L’expérience vécue au sein d’Alpes Développement serait-elle en train de se répéter au sein de sa télé locale ? En effet, parmi les conditions posées à sa candidature, Jean-Marc Passeron annonce avoir pris ses distances avec la rédaction qu’il dirige. « Il fallait que mon entreprise soit prête à tourner sans moi ». Un média dont il se serait écarté « il y a trois semaines », comme il l’avançait lors de sa conférence de presse le 31 mai, avant de transformer ce délai en « 15 jours » quelques minutes après. Soit entre le 8 et le 15 mai. Mais à y regarder de plus près, il n’en est finalement rien. Le 12 mai, Jean-Marc Passeron signe un article sur son adversaire politique au sein de cette circonscription, la sortante socialiste Karine Berger.

 

 

Deux jours auparavant, le 10 mai, lors de l’une des émissions de cette télévision locale dans laquelle on retrouve Jean-Marc Passeron derrière le micro, ses intervenants évoquent l’idée d’une candidature « de la société civile et de l’entreprise ». Une idée qualifiée de « saugrenue », lance alors Jean-Marc Passeron, un sourire malicieux peinant à être dissimulé, avant que l’un des acteurs autour de la table ne cache plus l’ambition de ce dernier : « Si on veut faire élire Jean-Marc Passeron, il faut faire battre la députée actuelle qui ne vaut rien, Karine Berger ».

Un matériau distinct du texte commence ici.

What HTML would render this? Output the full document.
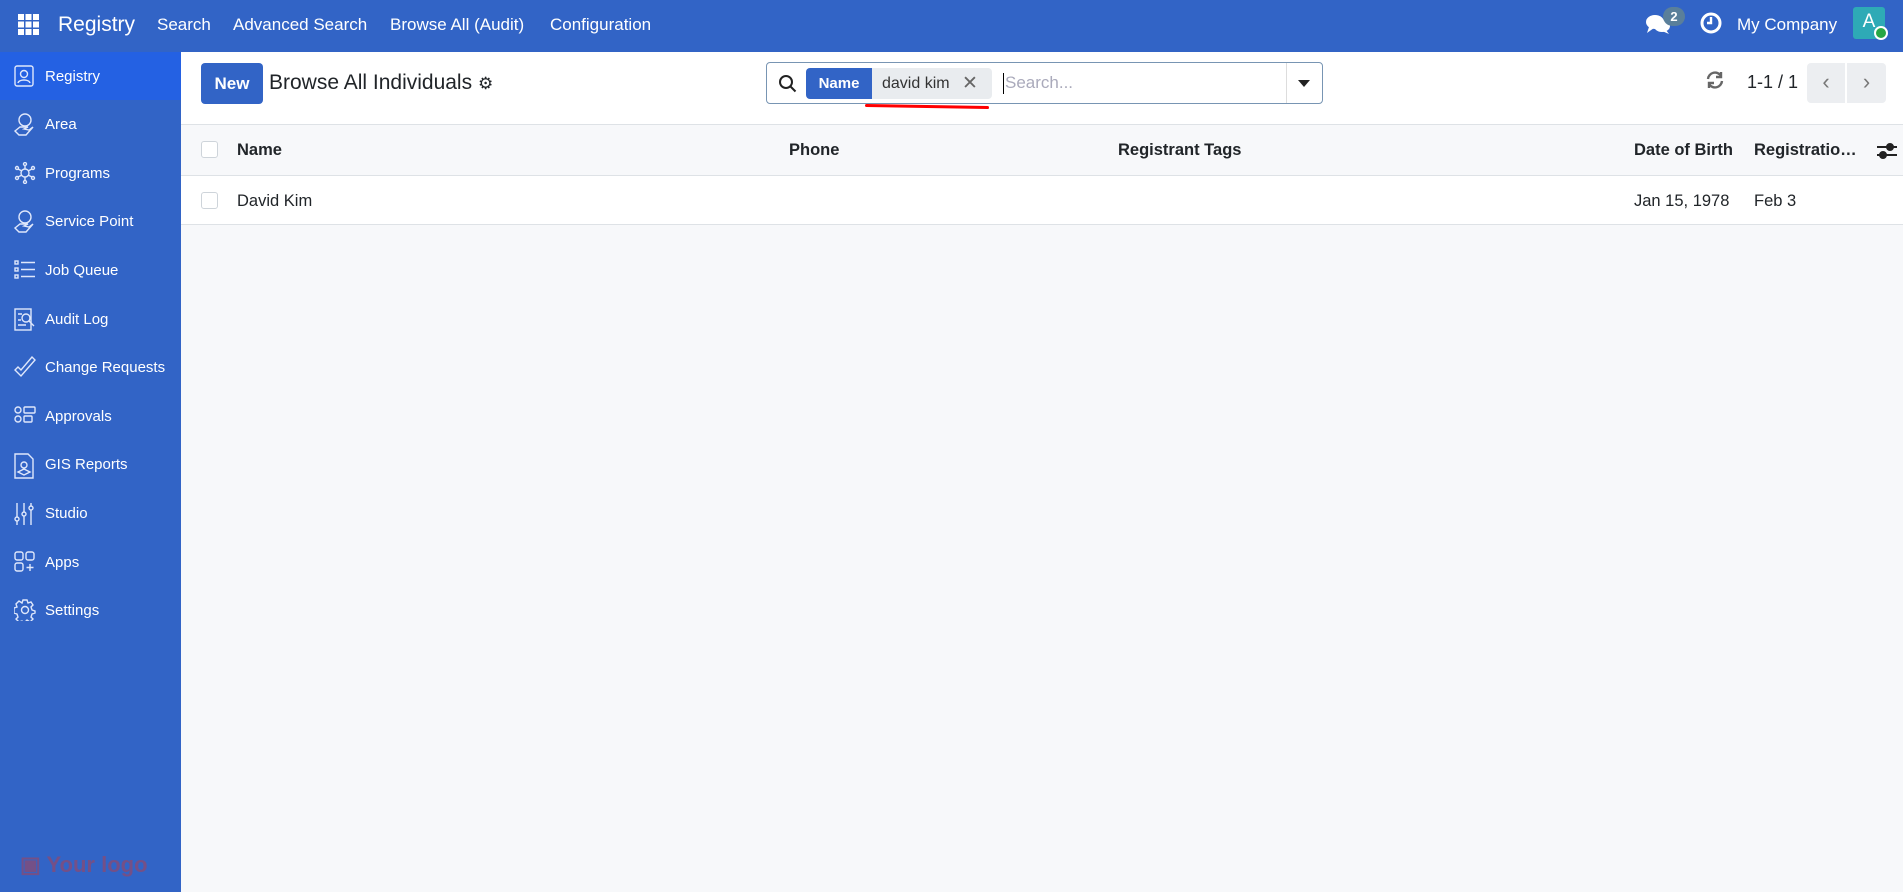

Une ambiguïté qui ira jusqu’au bout au sein de son média, le candidat écrivant lui-même sa déclaration de candidature sur le site internet du média le 19 mai.

 

 

Un entrepreneur qui a réussi ?

C’est ce que met en avant le candidat pour avancer un développement économique dont il détiendrait les secrets. « Un succès unique en France » de son média selon Jean-Marc Passeron qui avance à qui veut bien l’entendre que 6 personnes sur 10 regardent sa télé. Contacté, Médiamétrie, institut mesurant l’audience des médias audiovisuels, ne semble pas du même avis. « Je confirme l’incohérence », explique le directeur du Pôle Local Guy Detrousselle. « Le chiffre de 54,7 % correspond au public global de la chaîne, soit l’ensemble des individus ayant eu un contact avec la chaîne et non pas à une audience », poursuit-il. Contact ? Il s’agit en fait d’une connaissance de la marque, sans pour autant la regarder…

Une réussite à quel prix ? Certains dénoncent du « chantage » de la part de l’ancien président du média, afin de signer des contrats publicitaires. C’est le cas de François Badjily, ancien directeur de l’office de tourisme de Serre-Chevalier, surpris de voir des reportages « à charge » sur la station haut-alpine. Notamment lors de la Coupe d’Europe de ski en janvier 2015, le responsable constate que l’angle choisi se tourne uniquement sur le manque supposé de clients à Serre-Chevalier. François Badjily explique alors avoir contacté Jean-Marc Passeron : « Il m’a alors expliqué que si j’ouvrais un budget publicitaire, les reportages se feraient sous un autre angle ».

Même version du côté d’Orcières-Merlette, le directeur de l’office de tourisme de l’époque, Fabrice Mielzarek, fait état d’une promesse de la part de Jean-Marc Passeron : « Donner un budget de 100.000 euros contre la présence d’un journaliste tout l’hiver 2013, ce à quoi je n’ai pas répondu favorablement de par le coût exorbitant, qui ne correspondait pas à notre budget ». Le responsable pointe alors un « harcèlement téléphonique et un chantage récurrents. Il me disait que je ne voulais pas l’aider à construire la télé des Hautes-Alpes ». Par la suite, l’ancien directeur parle d’une météo des neiges citant toutes les stations, « sauf Orcières-Merlette qui était appelée ‘la grande station du Champsaur’ ».